ICHTHYS

The pre-Christian history of the fish symbol:

The fish symbol has been used for millennia worldwide as a religious symbol associated with the Pagan Great Mother Goddess. It is the outline of her vulva. The fish symbol was often drawn by overlapping two very thin crescent moons. One represented the crescent shortly before the new moon; the other shortly after, when the moon is just visible. The Moon is the heavenly body that has long been associated with the Goddess, just as the sun is a symbol of the God. The link between the Goddess and fish was found in various areas of the ancient world:

The fish symbol:

“… was so revered throughout the Roman empire that Christian authorities insisted on taking it over, with extensive revision of myths to deny its earlier female-genital meanings…Sometimes the Christ child was portrayed inside the vesica, which was superimposed on Mary’s belly and obviously represented her womb, just as in the ancient symbolism of the Goddess.” Another author writes: “The fish headdress of the priests of Ea [a Sumero-Semitic God] later became the mitre of the Christian bishops.” The symbol itself, the eating of fish on Friday and the association of the symbol with deity were all taken over by the early Church from Pagan sources.
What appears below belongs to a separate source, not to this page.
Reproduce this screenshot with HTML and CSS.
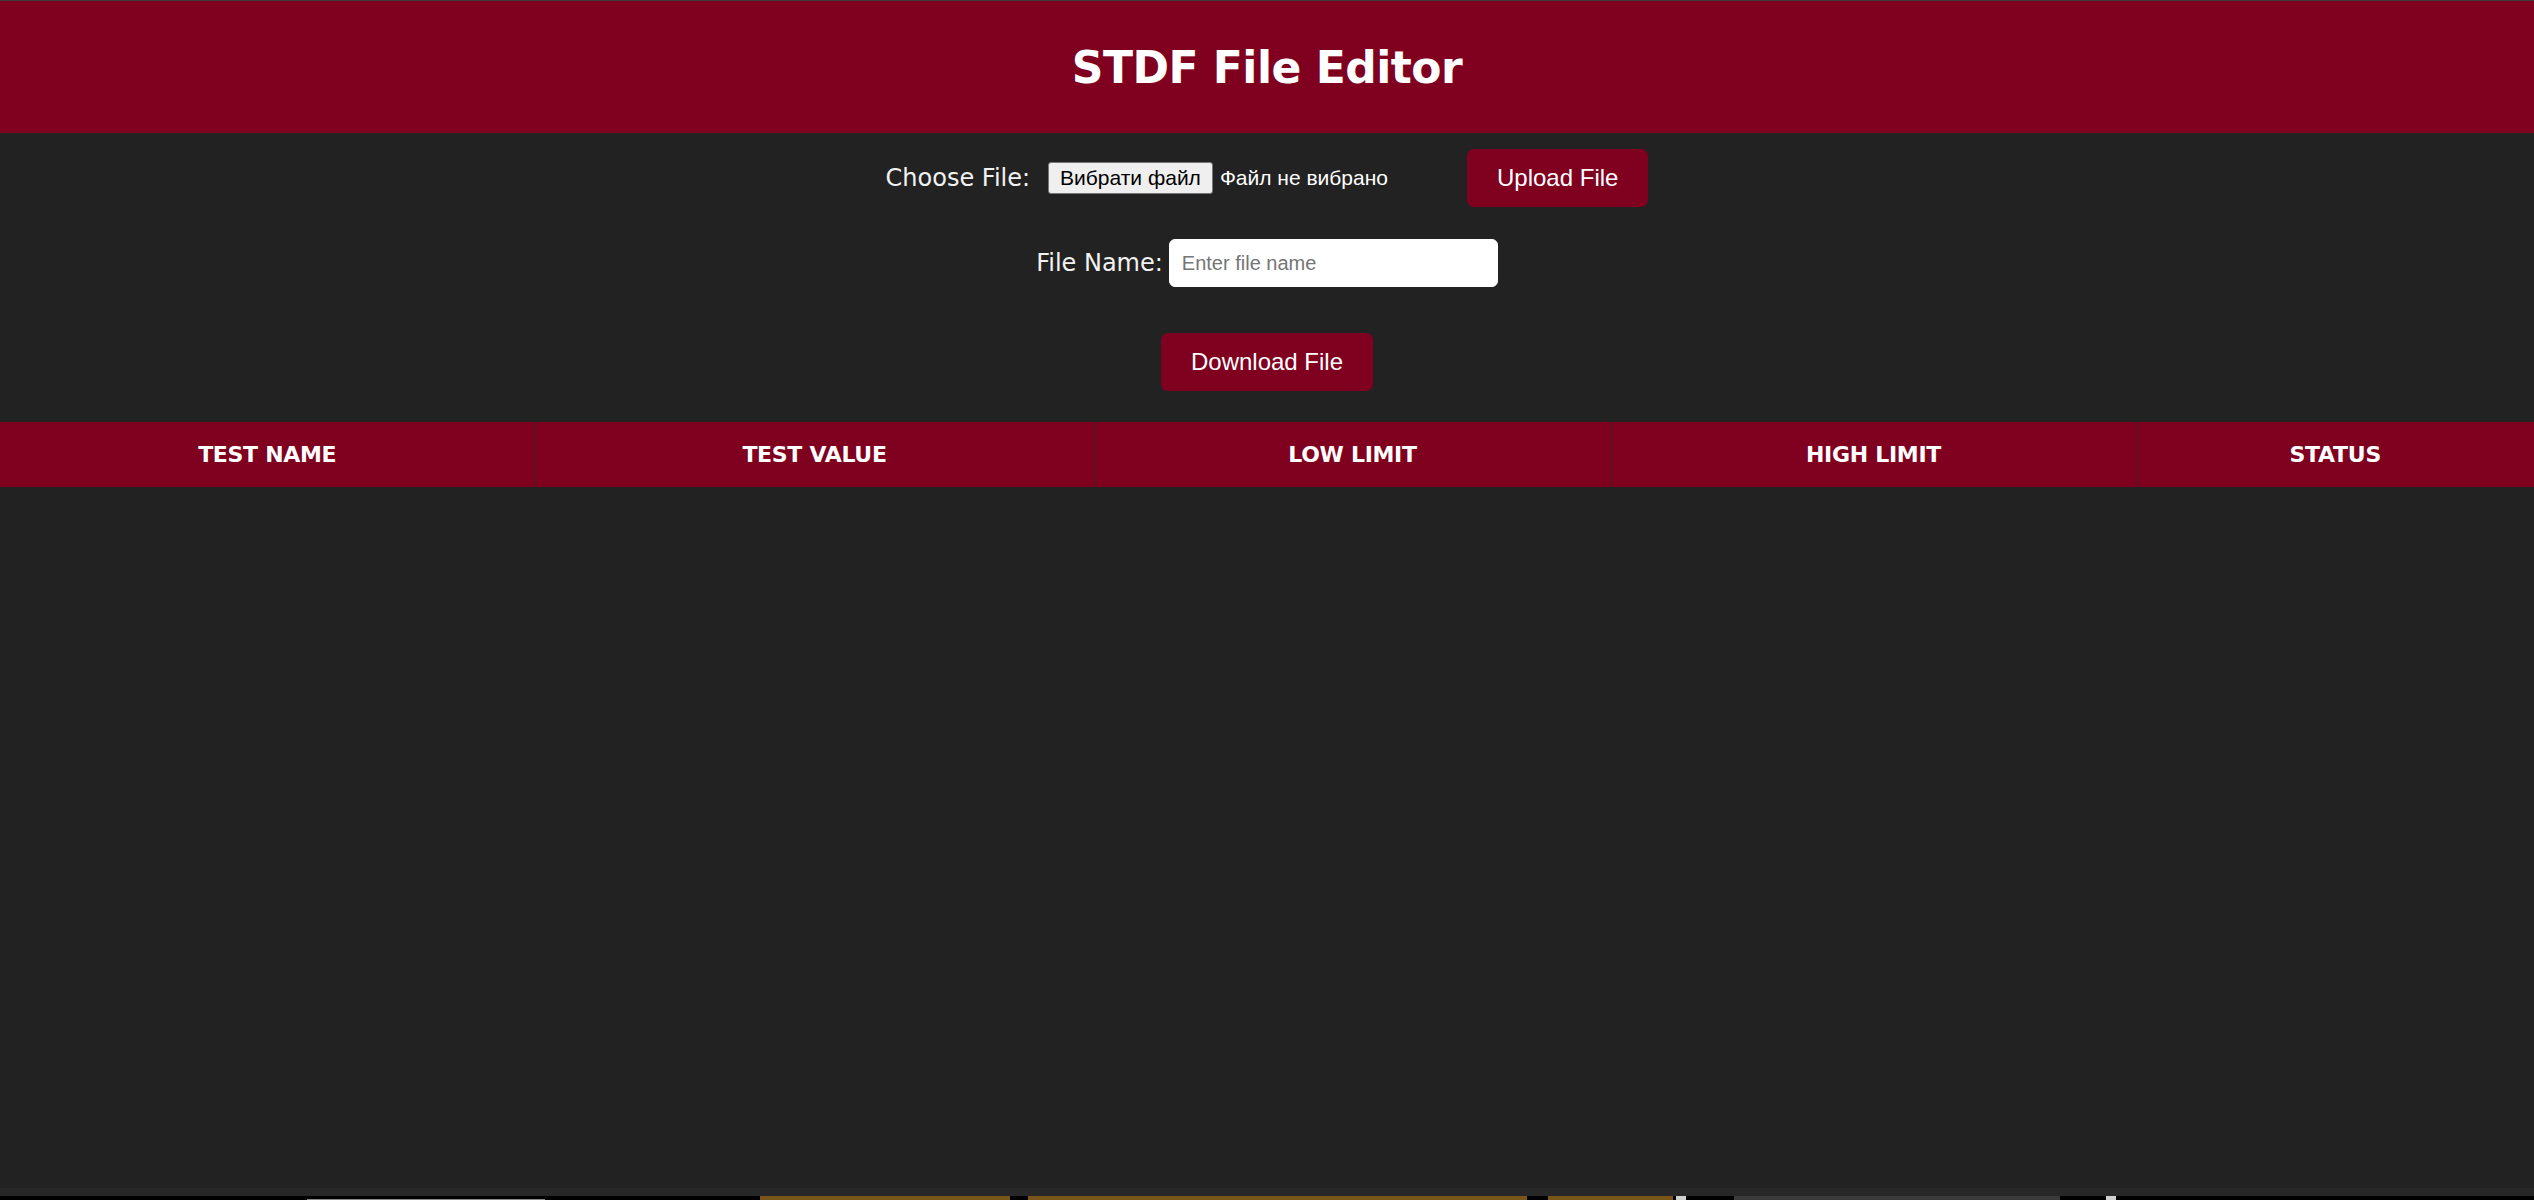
FILE: index.html
```html
<!DOCTYPE html>
<html lang="uk">
<head>
<meta charset="utf-8">
<title>STDF File Editor</title>
<link rel="stylesheet" href="styles.css">
</head>
<body>
<div class="page">
  <header class="app-header">
    <h1 class="title">STDF File Editor</h1>
  </header>
  <main class="main">
    <section class="controls">
      <div class="row row-upload">
        <label class="label label-choose">Choose File:</label>
        <span class="file-input">
          <button class="file-btn" type="button">Вибрати файл</button>
          <span class="file-status">Файл не вибрано</span>
        </span>
        <button class="btn btn-upload" type="button">Upload File</button>
      </div>
      <div class="row row-name">
        <label class="label label-name">File Name:</label>
        <input class="name-input" type="text" placeholder="Enter file name">
      </div>
      <div class="row row-download">
        <button class="btn" type="button">Download File</button>
      </div>
    </section>
    <table class="results">
      <colgroup>
        <col class="c1"><col class="c2"><col class="c3"><col class="c4"><col class="c5">
      </colgroup>
      <thead>
        <tr>
          <th>Test Name</th>
          <th>Test Value</th>
          <th>Low Limit</th>
          <th>High Limit</th>
          <th>Status</th>
        </tr>
      </thead>
      <tbody></tbody>
    </table>
  </main>
  <div class="os-strip">
    <span class="bit bit-gray-line"></span>
    <span class="bit bit-brown1"></span>
    <span class="bit bit-brown2"></span>
    <span class="bit bit-brown3"></span>
    <span class="bit bit-white1"></span>
    <span class="bit bit-dark"></span>
    <span class="bit bit-white2"></span>
  </div>
</div>
</body>
</html>
```

FILE: styles.css
```css
* { box-sizing: border-box; }

html, body {
  margin: 0;
  padding: 0;
  background: #222222;
}

.page {
  display: flex;
  flex-direction: column;
  height: 1200px;
  border-top: 1px solid #3d3d3d;
  font-family: "DejaVu Sans", "Noto Sans", sans-serif;
}

.app-header {
  height: 132px;
  background: #800020;
  display: flex;
  align-items: center;
  justify-content: center;
}

.title {
  margin: 0;
  color: #ffffff;
  font-family: "DejaVu Sans", sans-serif;
  font-weight: 700;
  font-size: 44px;
  letter-spacing: -0.5px;
}

.main {
  flex: 1;
  background: #222222;
}

.controls {
  padding-top: 16px;
}

.row {
  display: flex;
  align-items: center;
  justify-content: center;
}

.row-upload { height: 58px; }
.row-name { height: 48px; margin-top: 32px; }
.row-download { height: 58px; margin-top: 46px; }

.label {
  color: #f2f2f2;
  font-family: "DejaVu Sans", sans-serif;
  font-size: 24px;
  font-weight: 400;
}

.label-choose { margin-right: 18px; }
.label-name { margin-right: 6px; }

.file-input {
  display: flex;
  align-items: center;
  font-family: "Liberation Sans", Arial, sans-serif;
  font-size: 21px;
}

.file-btn {
  height: 32px;
  padding: 0 11px;
  background: #efefef;
  color: #000000;
  border: 1px solid #767676;
  border-radius: 3px;
  font-family: "Liberation Sans", Arial, sans-serif;
  font-size: 21px;
}

.file-status {
  color: #ffffff;
  margin-left: 7px;
}

.btn {
  height: 58px;
  padding: 0 30px;
  background: #800020;
  color: #ffffff;
  border: none;
  border-radius: 7px;
  font-family: "Liberation Sans", Arial, sans-serif;
  font-size: 24px;
}

.btn-upload { margin-left: 79px; }

.name-input {
  width: 329px;
  height: 48px;
  padding: 0 12px;
  border: 1px solid #ffffff;
  border-radius: 6px;
  background: #ffffff;
  font-family: "Liberation Sans", Arial, sans-serif;
  font-size: 20px;
  color: #000000;
  outline: none;
}

.name-input::placeholder { color: #757575; }

.results {
  width: 100%;
  margin-top: 31px;
  border-collapse: collapse;
  table-layout: fixed;
}

.c1 { width: 535px; }
.c2 { width: 559px; }
.c3 { width: 517px; }
.c4 { width: 525px; }
.c5 { width: 398px; }

.results th {
  height: 65px;
  padding: 0;
  background: #800020;
  color: #ffffff;
  font-family: "DejaVu Sans", sans-serif;
  font-weight: 700;
  font-size: 22px;
  text-transform: uppercase;
  text-align: center;
  letter-spacing: -0.3px;
  border-right: 1px solid #3a2226;
}

.results th:last-child { border-right: none; }

.os-strip {
  position: relative;
  height: 12px;
  background: #000000;
  border-top: 8px solid #272727;
}

.bit {
  position: absolute;
  top: 0;
  height: 4px;
}

.bit-gray-line { left: 307px; width: 238px; top: 3px; height: 1px; background: #8a8a8a; }
.bit-brown1 { left: 760px; width: 250px; background: #7a5519; }
.bit-brown2 { left: 1028px; width: 499px; background: #7a5519; }
.bit-brown3 { left: 1548px; width: 125px; background: #7a5519; }
.bit-white1 { left: 1676px; width: 10px; background: #cfcfcf; }
.bit-dark { left: 1734px; width: 326px; background: #3a3a3a; }
.bit-white2 { left: 2106px; width: 10px; background: #cfcfcf; }
```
Only the sexual component was deleted.

In China

Great Mother Kwan-yin often portrayed in the shape of a fish.

In India

the Goddess Kali was called the “fish-eyed one”

In Egypt

Isis was called the Great Fish of the Abyss

In Greece

the Greek word “delphos” meant both fish and womb. The word is derived from the location of the ancient Oracle at Delphi who worshipped the original fish goddess, Themis. The later fish Goddess, Aphrodite Salacia, was worshipped by her followers on her sacred day, Friday. They ate fish and engaging in orgies. From her name comes the English word “salacious” which means lustful or obscene. Also from her name comes the name of our fourth month, April. In later centuries, the Christian church adsorbed this tradition by requiring the faithful to eat fish on Friday – a tradition that was only recently abandoned.

In ancient Rome

Friday is called “dies veneris” or Day of Venus, the Pagan Goddess of Love. Throughout the Mediterranean, mystery religions used fish, wine and bread for their sacramental meal.

In Scandinavia

the Great Goddess was named Freya; fish were eaten in her honor. The 6th day of the week was named “Friday” after her.

In the Middle East

the Great Goddess of Ephesus was portrayed as a woman with a fish amulet over her genitals.